Тук-тук-тук… Тук-тук-тук…

Прислушивалась, но он не утихал. Полежала в горячей воде еще немного, а потом вылезла, вытерлась и ночную рубаху надела. Ткань мягкая, казалось, тело так и ласкает.

Плеснула воды в камин, чтоб огонь потушить, да только вот чудо: он затрещал и взвился вверх еще яростнее. Отпрянула, заслонив лицо ладонью. Ну и пусть его. Навряд ли пожар устрою.

Вернулась в комнату и скользнула в постель. Не могла свыкнуться с мыслью, что еще вчера дома была, прощалась с родными стенами, а сейчас вот лежу на чужих простынях. И хоть свежие они, да все одно не родные.

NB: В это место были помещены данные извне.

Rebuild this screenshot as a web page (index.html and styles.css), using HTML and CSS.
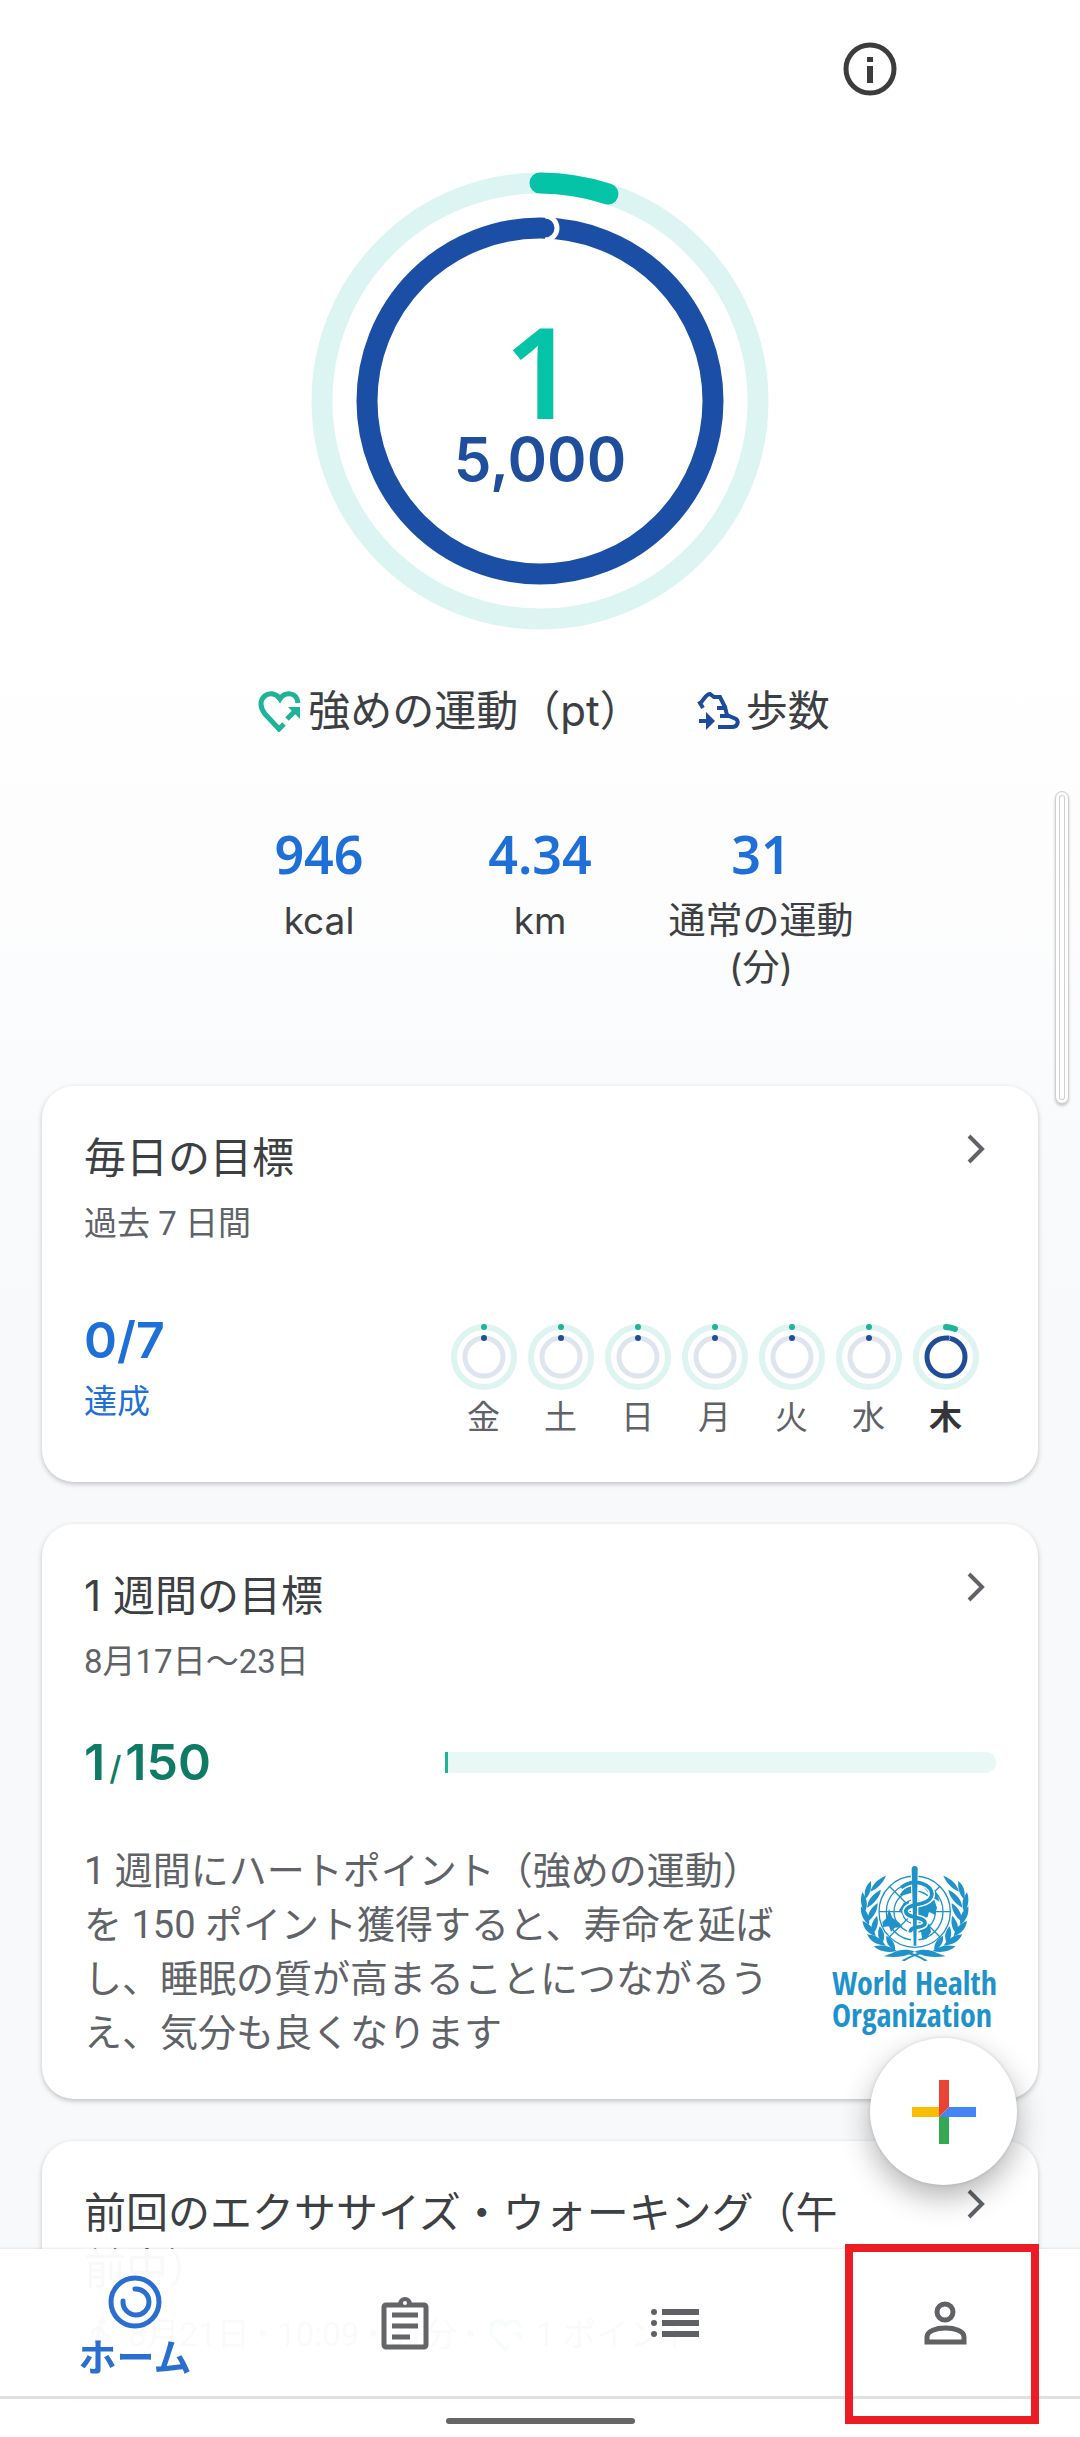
FILE: index.html
```html
<!DOCTYPE html>
<html lang="ja">
<head>
    <meta charset="UTF-8">
    <meta name="viewport" content="width=device-width, initial-scale=1.0">
    <title>ホーム</title>
    <link rel="stylesheet" href="styles.css">
</head>
<body>
    <!-- Shared shapes -->
    <svg class="defs" aria-hidden="true">
        <symbol id="chevron" viewBox="0 0 20 30">
            <path d="M3 2l13 13L3 28" fill="none" stroke="#5f6368" stroke-width="4"/>
        </symbol>
        <symbol id="day-ring" viewBox="0 0 66 66">
            <circle cx="33" cy="33" r="30" fill="none" stroke="#def4f0" stroke-width="6"/>
            <circle cx="33" cy="33" r="19" fill="none" stroke="#dfe5ee" stroke-width="5"/>
            <circle cx="33" cy="3" r="3" fill="#1fb397"/>
            <circle cx="33" cy="14" r="3" fill="#1f4e96"/>
        </symbol>
    </svg>

    <header class="header">
        <button class="info-btn" aria-label="情報">
            <svg viewBox="0 0 54 54" width="54" height="54">
                <circle cx="27" cy="27" r="24" fill="none" stroke="#3c3c3e" stroke-width="5"/>
                <path d="M24 15h6v5h-6zM24 24h6v17h-6z" fill="#3c3c3e"/>
            </svg>
        </button>
    </header>

    <main>
        <!-- Today -->
        <section class="today">
            <div class="rings">
                <svg viewBox="0 0 458 458">
                    <circle cx="229" cy="229" r="218" fill="none" stroke="#dcf5f2" stroke-width="21"/>
                    <path d="M229 11A218 218 0 0 1 297 22" fill="none" stroke="#04c3a6" stroke-width="21" stroke-linecap="round"/>
                    <circle cx="229" cy="229" r="173" fill="none" stroke="#1a4fa5" stroke-width="21"/>
                    <path d="M234 44a12 12 0 0 1 0 24" fill="none" stroke="#fff" stroke-width="5"/>
                </svg>
                <div class="ring-values">
                    <span class="heart-value">1</span>
                    <span class="step-value">5,000</span>
                </div>
            </div>

            <div class="legend">
                <span class="legend-item">
                    <svg viewBox="0 0 44 42" width="44" height="42" fill="none" stroke="#1fb397" stroke-width="5">
                        <path d="M26 34l-5 5L7 24C-5 9 13-4 22 9C27 1 39 2 40 13"/>
                        <path d="M29 29l9-9"/>
                        <path d="M30 17h12v12z" fill="#1fb397" stroke="none"/>
                    </svg>
                    強めの運動（pt）
                </span>
                <span class="legend-item">
                    <svg viewBox="0 0 44 42" width="44" height="42" fill="none" stroke="#1c4b9c" stroke-width="4">
                        <path d="M7 18l-3-5C8 11 9 4 14 4l4 3h6l5 10 2 8 9 4c3 2 2 8-4 8H22"/>
                        <path d="M21 18h9M24 26h9"/>
                        <path d="M3 31h8"/>
                        <path d="M10 22l9 9-9 9z" fill="#1c4b9c" stroke="none"/>
                    </svg>
                    歩数
                </span>
            </div>

            <dl class="stats">
                <div class="stat">
                    <dd>946</dd>
                    <dt>kcal</dt>
                </div>
                <div class="stat">
                    <dd>4.34</dd>
                    <dt>km</dt>
                </div>
                <div class="stat">
                    <dd>31</dd>
                    <dt>通常の運動<br>(分)</dt>
                </div>
            </dl>
        </section>

        <!-- Daily goals -->
        <section class="card">
            <div class="card-head">
                <div>
                    <h2>毎日の目標</h2>
                    <p class="sub">過去 7 日間</p>
                </div>
                <a class="more" href="#" aria-label="毎日の目標"><svg width="20" height="30"><use href="#chevron"/></svg></a>
            </div>
            <div class="daily">
                <div class="daily-total">
                    <p class="value blue">0/7</p>
                    <p class="sub blue">達成</p>
                </div>
                <ul class="week">
                    <li><svg><use href="#day-ring"/></svg>金</li>
                    <li><svg><use href="#day-ring"/></svg>土</li>
                    <li><svg><use href="#day-ring"/></svg>日</li>
                    <li><svg><use href="#day-ring"/></svg>月</li>
                    <li><svg><use href="#day-ring"/></svg>火</li>
                    <li><svg><use href="#day-ring"/></svg>水</li>
                    <li class="current">
                        <svg viewBox="0 0 66 66">
                            <circle cx="33" cy="33" r="30" fill="none" stroke="#def4f0" stroke-width="6"/>
                            <path d="M33 3A30 30 0 0 1 42 5" fill="none" stroke="#1fb397" stroke-width="6" stroke-linecap="round"/>
                            <circle cx="33" cy="33" r="19" fill="none" stroke="#1f4e96" stroke-width="5"/>
                            <path d="M34 11a3 3 0 0 1 0 6" fill="none" stroke="#8fa6cb" stroke-width="1"/>
                        </svg>木
                    </li>
                </ul>
            </div>
        </section>

        <!-- Weekly goal -->
        <section class="card">
            <div class="card-head">
                <div>
                    <h2>1 週間の目標</h2>
                    <p class="sub">8月17日～23日</p>
                </div>
                <a class="more" href="#" aria-label="1 週間の目標"><svg width="20" height="30"><use href="#chevron"/></svg></a>
            </div>
            <div class="weekly">
                <p class="value green">1<small>/</small>150</p>
                <div class="bar" role="progressbar" aria-valuenow="1" aria-valuemin="0" aria-valuemax="150" aria-label="1 週間の目標">
                    <div class="bar-fill" style="width: 0.6%"></div>
                </div>
            </div>
            <div class="about">
                <p>1 週間にハートポイント（強めの運動）を 150 ポイント獲得すると、寿命を延ばし、睡眠の質が高まることにつながるうえ、気分も良くなります</p>
                <div class="who">
                    <svg viewBox="0 0 396 336" width="132" height="112">
                        <g fill="none" stroke="#1f93c9" stroke-width="4">
                            <circle cx="197" cy="170" r="107"/>
                            <circle cx="197" cy="170" r="85"/>
                            <circle cx="197" cy="170" r="62"/>
                            <circle cx="197" cy="170" r="36"/>
                            <path d="M90 170h214M121 94l152 152M273 94L121 246"/>
                        </g>
                        <g fill="#1f93c9">
                            <path d="M100 202l12-12 8-28 10 26 22 16 8 12-22 2-12 12-6-16-18 2z"/>
                            <path d="M150 122l20-26 22-10v26l-18 6zM212 84l28 4 22 24 10 28-24-14-14-18z"/>
                            <path d="M150 166l14-22 16-6v48l-18-6zM206 140l30 6 20-12 8 24-6 22-18-10-4 16-30 6z"/>
                            <path d="M208 208l20-8 14 8 4 22-14 22-12 2-4-24-10-10z"/>
                        </g>
                        <!-- Laurel, mirrored for the right side -->
                        <g id="laurel" fill="#1f93c9">
                            <path d="M111 62C86 72 70 88 64 110C84 102 102 84 111 62z"/>
                            <path d="M66 78C48 94 44 112 49 132C64 118 68 98 66 78z"/>
                            <path d="M96 104C72 116 57 132 54 158C74 146 92 128 96 104z"/>
                            <path d="M40 112C32 134 36 154 48 172C58 150 54 130 40 112z"/>
                            <path d="M86 144C66 158 54 176 56 200C74 186 86 168 86 144z"/>
                            <path d="M36 154C34 178 42 196 60 210C64 186 54 168 36 154z"/>
                            <path d="M84 182C70 198 62 216 70 238C86 222 90 202 84 182z"/>
                            <path d="M40 198C44 222 58 236 80 244C76 220 62 206 40 198z"/>
                            <path d="M92 214C84 234 86 250 100 266C110 246 106 228 92 214z"/>
                            <path d="M54 238C64 260 84 270 110 272C98 252 80 240 54 238z"/>
                            <path d="M112 242C110 262 118 276 138 286C140 266 130 252 112 242z"/>
                            <path d="M74 274C92 290 116 294 144 288C124 274 102 268 74 274z"/>
                            <path d="M104 304C134 308 166 308 197 290C176 280 144 284 130 294z"/>
                            <path d="M158 316C174 308 190 298 222 288L226 294C204 300 182 308 166 319z"/>
                        </g>
                        <use href="#laurel" transform="matrix(-1 0 0 1 394 0)"/>
                        <path d="M197 36v236" stroke="#fff" stroke-width="22"/>
                        <path d="M156 98C196 66 254 88 248 122C240 154 176 142 170 168C172 194 232 182 228 206C222 224 184 208 184 232" fill="none" stroke="#fff" stroke-width="20"/>
                        <path d="M188 42a9 9 0 0 1 18 0l-4 230h-8z" fill="#1f93c9"/>
                        <path d="M156 98C196 66 254 88 248 122C240 154 176 142 170 168C172 194 232 182 228 206C222 224 184 208 184 232" fill="none" stroke="#1f93c9" stroke-width="11"/>
                    </svg>
                    <span>World Health<br>Organization</span>
                </div>
            </div>
        </section>

        <!-- Last exercise -->
        <section class="card last">
            <div class="card-head">
                <div>
                    <h2>前回のエクササイズ・ウォーキング（午前中）</h2>
                    <p class="sub last-sub">
                        <svg viewBox="0 0 32 40" width="32" height="36" fill="none" stroke="#5f6368" stroke-width="4">
                            <circle cx="18" cy="5" r="2"/>
                            <path d="M7 20l2-6 7-3 4 8 7 2M15 13l-2 12 6 5v9M12 25L7 39"/>
                        </svg>
                        8月21日 • 10:09 • 31分 •
                        <svg viewBox="0 0 44 42" width="36" height="34" fill="none" stroke="#1fb397" stroke-width="5">
                            <path d="M26 34l-5 5L7 24C-5 9 13-4 22 9C27 1 39 2 40 13"/>
                            <path d="M30 17h12v12z" fill="#1fb397" stroke="none"/>
                        </svg>
                        1 ポイント
                    </p>
                </div>
                <a class="more" href="#" aria-label="前回のエクササイズ"><svg width="20" height="30"><use href="#chevron"/></svg></a>
            </div>
        </section>
    </main>

    <div class="scrollbar"></div>

    <button class="fab" aria-label="追加">
        <svg viewBox="0 0 64 64" width="64" height="64">
            <path d="M0 27h27v10H0z" fill="#fbbc04"/>
            <path d="M27 37h10v27H27z" fill="#34a853"/>
            <path d="M37 27h27v10H27z" fill="#4285f4"/>
            <path d="M27 0h10v27L27 37z" fill="#ea4335"/>
        </svg>
    </button>

    <nav class="bottom">
        <div class="tabs">
            <a class="tab active" href="#">
                <svg viewBox="0 0 54 54" width="54" height="54" fill="none" stroke="#2a6fcf" stroke-width="5">
                    <circle cx="27" cy="27" r="24"/>
                    <path d="M27 14a13 13 0 1 1-12 12" stroke-linecap="round"/>
                </svg>
                ホーム
            </a>
            <a class="tab" href="#" aria-label="記録">
                <svg viewBox="0 0 48 54" width="48" height="54">
                    <rect x="3" y="9" width="42" height="42" rx="2" fill="none" stroke="#646568" stroke-width="5"/>
                    <path d="M17 8a7 7 0 0 1 14 0z" fill="#646568"/>
                    <circle cx="24" cy="7" r="2" fill="#fff"/>
                    <path d="M11 19h26M11 30h26M11 41h18" stroke="#646568" stroke-width="5"/>
                </svg>
            </a>
            <a class="tab" href="#" aria-label="閲覧">
                <svg viewBox="0 0 48 28" width="48" height="28">
                    <path d="M11 3h37M11 14h37M11 25h37" stroke="#5f6164" stroke-width="6"/>
                    <circle cx="3" cy="3" r="3" fill="#5f6164"/>
                    <circle cx="3" cy="14" r="3" fill="#5f6164"/>
                    <circle cx="3" cy="25" r="3" fill="#5f6164"/>
                </svg>
            </a>
            <a class="tab" href="#" aria-label="プロフィール">
                <svg viewBox="0 0 43 44" width="43" height="44" fill="none" stroke="#5f6164" stroke-width="5">
                    <circle cx="21" cy="11" r="8"/>
                    <path d="M3 41V36C3 24 40 24 40 36v5z"/>
                </svg>
                <span class="highlight"></span>
            </a>
        </div>
        <div class="handle"></div>
    </nav>
</body>
</html>
```
FILE: styles.css
```css
* {
    margin: 0;
    padding: 0;
    box-sizing: border-box;
}

body {
    min-height: 100vh;
    background: linear-gradient(#ffffff 0, #ffffff 620px, #f8f9fb 1300px);
    color: #3c4043;
    font-family: Roboto, 'Noto Sans CJK JP', sans-serif;
}

svg {
    display: block;
    flex: none;
}

a {
    color: inherit;
    text-decoration: none;
}

button {
    border: none;
    background: none;
    cursor: pointer;
}

.defs {
    position: absolute;
    width: 0;
    height: 0;
}

.header {
    display: flex;
    justify-content: flex-end;
    padding: 42px 183px 76px 0;
}

.info-btn {
    width: 54px;
    height: 54px;
}

/* Today */
.today {
    display: flex;
    flex-direction: column;
    align-items: center;
    margin-bottom: 95px;
}

.rings {
    display: grid;
    width: 458px;
}

.rings > * {
    grid-area: 1 / 1;
}

.ring-values {
    display: flex;
    flex-direction: column;
    align-items: center;
    justify-content: center;
    padding-top: 16px;
    font-family: Inter, sans-serif;
    font-weight: 600;
}

.heart-value {
    color: #04c3a6;
    font-family: 'Noto Sans', sans-serif;
    font-size: 126px;
    line-height: 100px;
}

.step-value {
    color: #1f4e9c;
    font-size: 60px;
    line-height: 78px;
}

.legend {
    display: flex;
    gap: 54px;
    margin-top: 51px;
    padding-left: 8px;
    font-family: Inter, 'Noto Sans CJK JP', sans-serif;
    font-size: 42px;
    line-height: 60px;
}

.legend-item {
    display: flex;
    align-items: center;
    gap: 6px;
}

.stats {
    display: grid;
    grid-template-columns: repeat(3, 221px);
    margin-top: 83px;
    text-align: center;
}

.stat dd {
    color: #1f6fd8;
    font-family: 'Noto Sans', sans-serif;
    font-size: 52px;
    font-weight: 600;
    line-height: 60px;
}

.stat dt {
    margin-top: 13px;
    font-family: Inter, 'Noto Sans CJK JP', sans-serif;
    font-size: 37px;
    line-height: 47px;
}

/* Cards */
.card {
    margin: 0 42px 42px;
    padding: 44px 42px;
    border-radius: 32px;
    background: #fff;
    box-shadow: 0 2px 5px rgba(60, 64, 67, 0.3);
}

.card-head {
    display: flex;
    justify-content: space-between;
}

.card h2 {
    font-family: Inter, 'Noto Sans CJK JP', sans-serif;
    font-size: 42px;
    font-weight: 400;
    line-height: 56px;
}

.sub {
    margin-top: 18px;
    color: #5f6368;
    font-size: 33px;
    line-height: 40px;
}

.more {
    padding: 4px 10px;
}

.value {
    font-family: Inter, sans-serif;
    font-size: 50px;
    font-weight: 600;
    line-height: 60px;
}

.value small {
    margin: 0 4px;
    font-size: 33px;
    font-weight: 500;
    line-height: 30px;
}

.blue {
    color: #1f6fd8;
}

.green {
    color: #0f7b64;
}

.daily {
    display: flex;
    justify-content: space-between;
    margin-top: 66px;
}

.daily-total .sub {
    margin-top: 12px;
}

.week {
    display: flex;
    margin: 14px 12px 0 0;
    list-style: none;
    color: #5f6368;
    font-size: 33px;
    line-height: 40px;
}

.week li {
    width: 77px;
    text-align: center;
}

.week svg {
    width: 66px;
    height: 66px;
    margin: 0 auto 8px;
}

.week .current {
    color: #333538;
    font-weight: 700;
}

.weekly {
    display: flex;
    align-items: center;
    justify-content: space-between;
    height: 60px;
    margin-top: 50px;
}

.bar {
    width: 551px;
    height: 21px;
    border-radius: 0 10px 10px 0;
    background: #e7f8f5;
}

.bar-fill {
    height: 21px;
    background: #1fb397;
}

.about {
    display: flex;
    gap: 38px;
    margin: 52px 0 -5px;
}

.about p {
    flex: 1;
    color: #5f6368;
    font-size: 38px;
    line-height: 54px;
}

.who {
    display: flex;
    flex-direction: column;
    align-items: center;
    width: 163px;
    padding-top: 11px;
    color: #1f93c9;
    font-family: 'Liberation Sans Narrow', 'Open Sans Condensed', 'Roboto Condensed', 'Liberation Sans', sans-serif;
    font-size: 32px;
    font-weight: 700;
    line-height: 32px;
    white-space: nowrap;
}

.last {
    margin-bottom: 0;
}

.last h2 {
    max-width: 780px;
}

.last-sub {
    display: flex;
    align-items: center;
    gap: 12px;
}

/* Overlays */
.scrollbar {
    position: absolute;
    top: 791px;
    right: 11px;
    width: 14px;
    height: 313px;
    border: 1px solid #cfcfcf;
    border-radius: 7px;
    background: #fff;
    box-shadow: inset 0 0 0 3px #fff, inset 0 0 0 4px #cfcfcf, 0 2px 3px rgba(0, 0, 0, 0.2);
}

.fab {
    position: fixed;
    right: 63px;
    bottom: 252px;
    display: grid;
    place-items: center;
    width: 147px;
    height: 147px;
    border-radius: 50%;
    background: #fff;
    box-shadow: 0 12px 30px rgba(0, 0, 0, 0.3), 0 0 4px rgba(0, 0, 0, 0.12);
}

.bottom {
    position: fixed;
    right: 0;
    bottom: 0;
    left: 0;
    background: rgba(255, 255, 255, 0.97);
    box-shadow: 0 -1px 2px rgba(0, 0, 0, 0.08);
}

.tabs {
    display: grid;
    grid-template-columns: repeat(4, 1fr);
    height: 150px;
    border-bottom: 3px solid #e0e0e0;
}

.tab {
    position: relative;
    display: flex;
    flex-direction: column;
    align-items: center;
    justify-content: center;
    gap: 6px;
    font-size: 38px;
    line-height: 46px;
}

.tab.active {
    padding-top: 10px;
    color: #2a6fcf;
    font-weight: 700;
}

.highlight {
    position: absolute;
    top: -5px;
    right: 41px;
    width: 194px;
    height: 180px;
    border: 8px solid #ed1c24;
}

.handle {
    width: 189px;
    height: 6px;
    margin: 19px auto 13px;
    border-radius: 3px;
    background: #666;
}
```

В груди заворочался кашель. Протянула руку за бутыльком с микстурой, достала пробку и сделала глоток, морщась от сладости. Кашель будто того и ждал, царапал грудь когтями, искал выход. Думала, от горячей ванны легче станет, да не тут-то было — скрутило так сильно, что долго отдышаться не могла. Прислушивалась к перестуку, идущему из сердца вулкана, стараясь быстрый бег собственного сердца унять. Только это и помогло с приступом справиться.

В изнеможении откинулась на мягкие подушки, призывая сон. Во сне завсегда легче. Сон исцеляет, так и лекарь говаривал.

Долго глядела на пляшущие искры пламени в камине.

«Будто глаза хозяина вулкана», — подумалось, прежде чем уснула.

***

— Ну, чего тебе? — спросил хмуро. Отложил тяжелый молот, вытер выступивший на лбу пот. Волосы облепили мокрую шею, щекотали кожу. Едко пахло каленым железом, запахом привычным и любимым.

Огневик яркой искрой скользнул в зал, что под самым основанием горы хозяин вулкана себе устроил.

— Хозяин, обряд-то на завтра готовить?

— Торопишься куда? — спросил, скрещивая на груди могучие руки.

— Так ведь седьмица осталась, пока… того-самого...

— И что с того?

Огневик руками развел.

— Так девица-то слаба, неужто сами не видите?

Огневик ежели и ждал ответа на свой вопрос, все одно — не дождался.

— Устроил ее?

Дух закивал.

— Покои показал, предупредил, чтоб одна не ходила.

Редрик не ответил, снова взял в руки молот, взвесил на ладони. Повернулся к наковальне и ударил что было сил. Во все стороны брызнули яркие искры.

— Хозяин… — опять Огневик позвал. Медленно-медленно обернулся Редрик, взвесил молот на ладони, но слова не произнес. — Так с обрядом-то чего?

— Как скажу, так и начнешь готовить.

— Так ведь в прошлый-то раз невеста ваша едва у Изначального Огня, того-самого… Сами ж сказывали…

Темные брови хозяина вулкана сошлись на переносице.

«Плохой знак», — Огневику подумалось.

— Прочь поди. Не до тебя.

— Но, хозяин…

— Прочь, кому говорю, — сказано было хоть и тихо, но тут уж Огневик не стал искушать судьбу и скользнул из зала. С хозяина вулкана станется на него кадку с водой опрокинуть — такое уже бывало. Огневик потом несколько дней в очаге отлеживался, в себя приходил.

Только надоедливый дух сгинул, Редрик к своему занятию вернулся — снова и снова опускал молот на лезвие будущего клинка, пока оно не стало тонким как перышко.

А пока работал, все о Лиссе думал. И с чего бы? И до нее ведь были невесты: огненноволосая, с косами цвета пшеницы, с волосами, будто лунные лучи… да и другие… Помнил он их так хорошо, будто перед ним сейчас стояли безмолвными ду́хами.

До болезни, может, и были красавицы, а к нему пришли все как одна бледные, измученные, хрупкие. Словно сосуды стеклянные, в которых искра жизни затухала. Казалось, тронь их — рассыплются. И он не трогал. До того, как пред Изначальным Огнем время наставало предстать. А невесты чахли день ото дня, едва до обряда успевая дожить.

Снова подумал о Лиссе и нахмурился. Хороша девица: не отощавшая, с бровями вразлет, с волосами черными, будто вороньи перья, с глазами словно чистое небо. А все одно — умирает. Ежели б не чахоточный румянец на щеках ее и не темные круги под глазами, была бы невеста еще краше.